Actually, Trump and Vance and all Americans should say thank you to Zelenskyy and Ukrainians for holding off Putin’s invading legions for three years at a huge cost of fallen Ukrainians. American arms and money have supported the heroic defense and should continue until the war ends with Russia’s full withdrawal.

In the midst of the verbal melee, Trump said it was “a very hard thing to do business like this,” because in his mind, this is all the same as if he were negotiating a commercial lease in Midtown, where he has to be the tough guy negotiator or the deal’s off. After Zelenskyy wouldn’t genuflect, Trump got toadies Marco Rubio and Mike Waltz to ask the Ukrainian to leave.

Trump and his administration have made it abundantly clear that after years of grueling war and the broader threat to world stability, they are happy to ice out Ukraine and putative European allies and let Putin substantively win, keeping swaths of Ukrainian territory that he is very unlikely to ultimately be satisfied with.

Even the deal that was on the table for this White House visit was hardly about strategic maneuvering around the adversary of Putin’s Russia and more about outright extortion, with Trump dangling continued assistance while demanding access to Ukraine’s substantial rare earth minerals.

Now that deal might be dead, and with it the last dregs of strong U.S.-Ukraine cooperation to face off against an aggressive Russia, with the U.S. president parroting Putin talking points in the Oval Office. Is it because Trump is captured by Putin somehow, is an admirer of the strongman’s approach, wants to bring Ukraine and Europe to heel as opposed to seeing them as global partners or simply is too dense and short-sighted to understand any of this?

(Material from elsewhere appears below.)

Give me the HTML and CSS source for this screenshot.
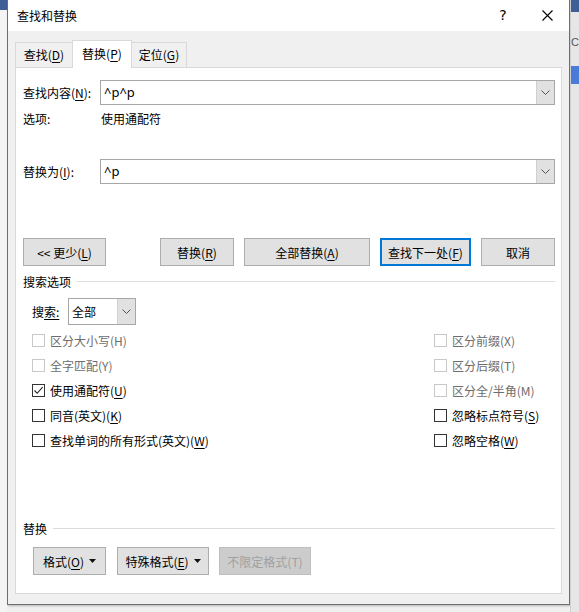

Ultimately, it doesn’t matter. The result is the same, as are the remedies: Europe is going to have to stick it alone, and fast, with powers like Germany, France and the U.K. especially doing more to build up their defense infrastructure and creating pressure for a peace that preserves Ukraine’s territorial integrity and dissuades Russia. In less than six weeks, Trump has reorganized the post-WWII global order to sap the U.S. of much of its global influence.